A prefeitura destaca que a reocupação habitacional é o pilar do novo modelo urbano. Embora concentre metade dos postos de trabalho de Niterói, o Centro abriga apenas 5% das moradias. A administração municipal diz que, para mudar esse quadro, criou um fundo imobiliário com mais de R$ 400 milhões oriundos dos royalties do petróleo e estruturou programas como o Aluguel Universitário, que incentiva estudantes a morarem perto das universidades.

Neste segundo semestre a prefeitura vai apresentar a proposta de Parceria Público Privada para a realização das obras de retrofit que vão requalificar o edifício Nossa Senhora da Conceição, conhecido como Prédio da Caixa.

— O Centro é uma região fantástica, mas faltava um projeto que priorizasse a moradia e um compromisso público de requalificar a região. Nesse grande processo de requalificação, o Prédio da Caixa vai ser um símbolo da transformação da Amaral Peixoto. Vai ser um prédio moderno e sustentável e vai inspirar a requalificação das fachadas de uma via histórica e importante da cidade. Não vamos mais ter espaços abandonados ou degradados. O Centro vai ser o grande vetor de desenvolvimento de Niterói nos próximos anos, com segurança, valorização dos imóveis, atração de novos investimentos e geração de emprego e renda — diz o prefeito Rodrigo Neves.
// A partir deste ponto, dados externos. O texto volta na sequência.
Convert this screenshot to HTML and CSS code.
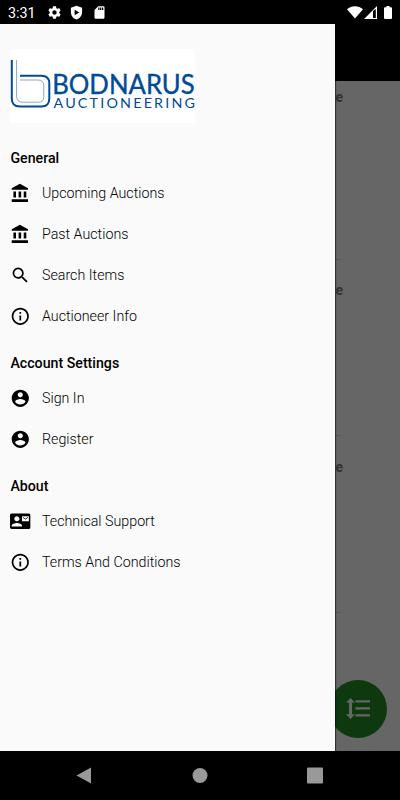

Com 392 unidades entre lojas e apartamentos, o imóvel está sendo preparado para abrigar moradias enquadradas no Programa Minha Casa Minha Vida (Faixa 3), destinado a famílias com renda mensal entre R$ 4.700 e R$ 8.600, e unidades destinadas ao Aluguel Universitário. O térreo será voltado ao comércio, e os andares superiores serão renovados para uso residencial. O município já investiu cerca de R$ 15 milhões e ainda fará aportes de R$ 25 milhões, totalizando cerca de R$ 40 milhões na desapropriação e indenização aos antigos proprietários. Para executar as obras de retrofit, a estratégia é estruturar uma PPP para viabilizar o empreendimento.